Eine Briefmarkenserie von 1954 elektrisiert den Betrachter: 300 Jahre Wiedervereinigung der Ukraine mit Russland! Gedacht wird in prächtiger Aufmachung dem Treueid, der auf der Kosaken-Rada von Perejaslaw 1654 dem Moskauer Zaren geleistet wurde. Der Abfall der ukrainischen Kosaken von der polnisch-litauischen Union öffnet einen historischen Bogen, der am Ende den Aufstieg des Zarentums zur europäischen Macht wie den gleichzeitigen Untergang Polens bedeutet. Wegen des Jubiläums entschied Moskau, die Krim 1954 der Ukrainischen Sowjetrepublik anzuschließen. In Deutschland hält sich hier und da bis jetzt das Gerücht, die Krim-Entscheidung sei erfolgt, nachdem Chruschtschows zu tief ins Glas geschaut habe. Die Briefmarken wissen es besser.

Zum Schluss eine ganz besondere Serie, weil hier die Markenserie – künstlerisch bereits in die Moderne weisend – zur kleingedruckten Zeitung wird. Erscheinungsjahr 1962, kühn wie siegesgewiss wird in die nahe Zukunft geblickt: Was werden wir 1980 erreicht haben! Die Fleischproduktion steigt auf das Vierfache, die Milchproduktion auf das Dreifache. Maschinenbau und Metallurgie haben den neun- oder zehnfachen Wert. Die Getreideproduktion verdoppelt sich, unten auf den einzelnen Marken immer die genaue Statistik der Tonnenzahl – 1960, 1970 und 1980. So auch bei der vielbeschworenen Energieproduktion – die steigt auf den zehnfachen Wert. Und versprochen ist: Jede Region im Land hat 1980 einen Fernsehturm!

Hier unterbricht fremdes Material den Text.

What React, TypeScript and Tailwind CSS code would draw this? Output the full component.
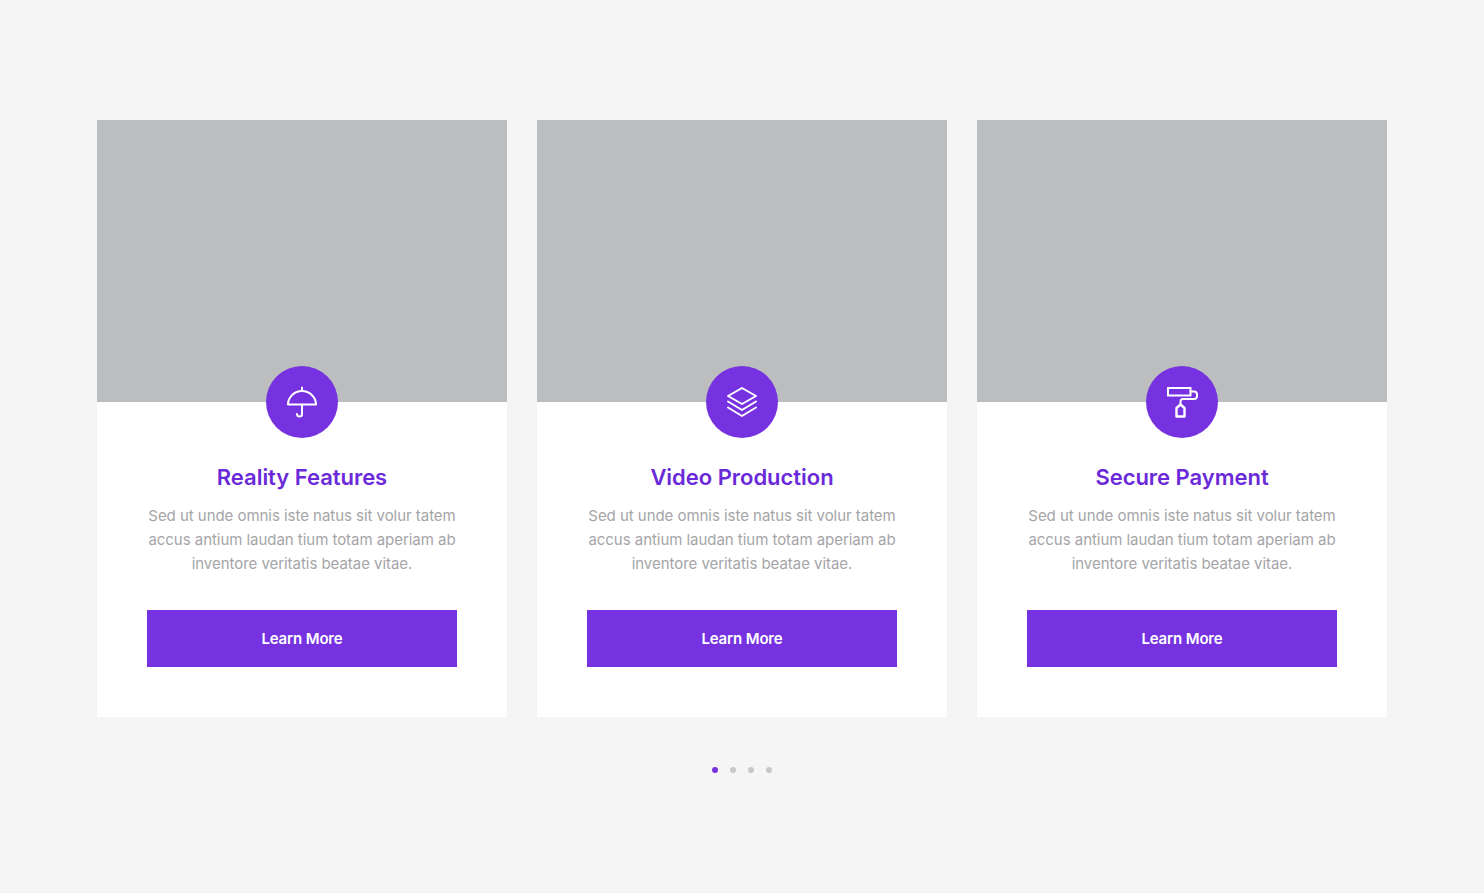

An fehlenden Fernsehtürmen lag es folglich nicht, wenn der Weg in den Kommunismus trotz Sowjetmacht, Elektrifizierung und Siegesgewissheit in der Sackgasse endet. Die sowjetische Briefmarke sei empfohlen, sie ist ein verlässlicher wie scharfer Rückspiegel in die gewaltige Geschichte des untergegangenen Reiches, das an die Pforte des Kommunismus zu klopfen wähnte.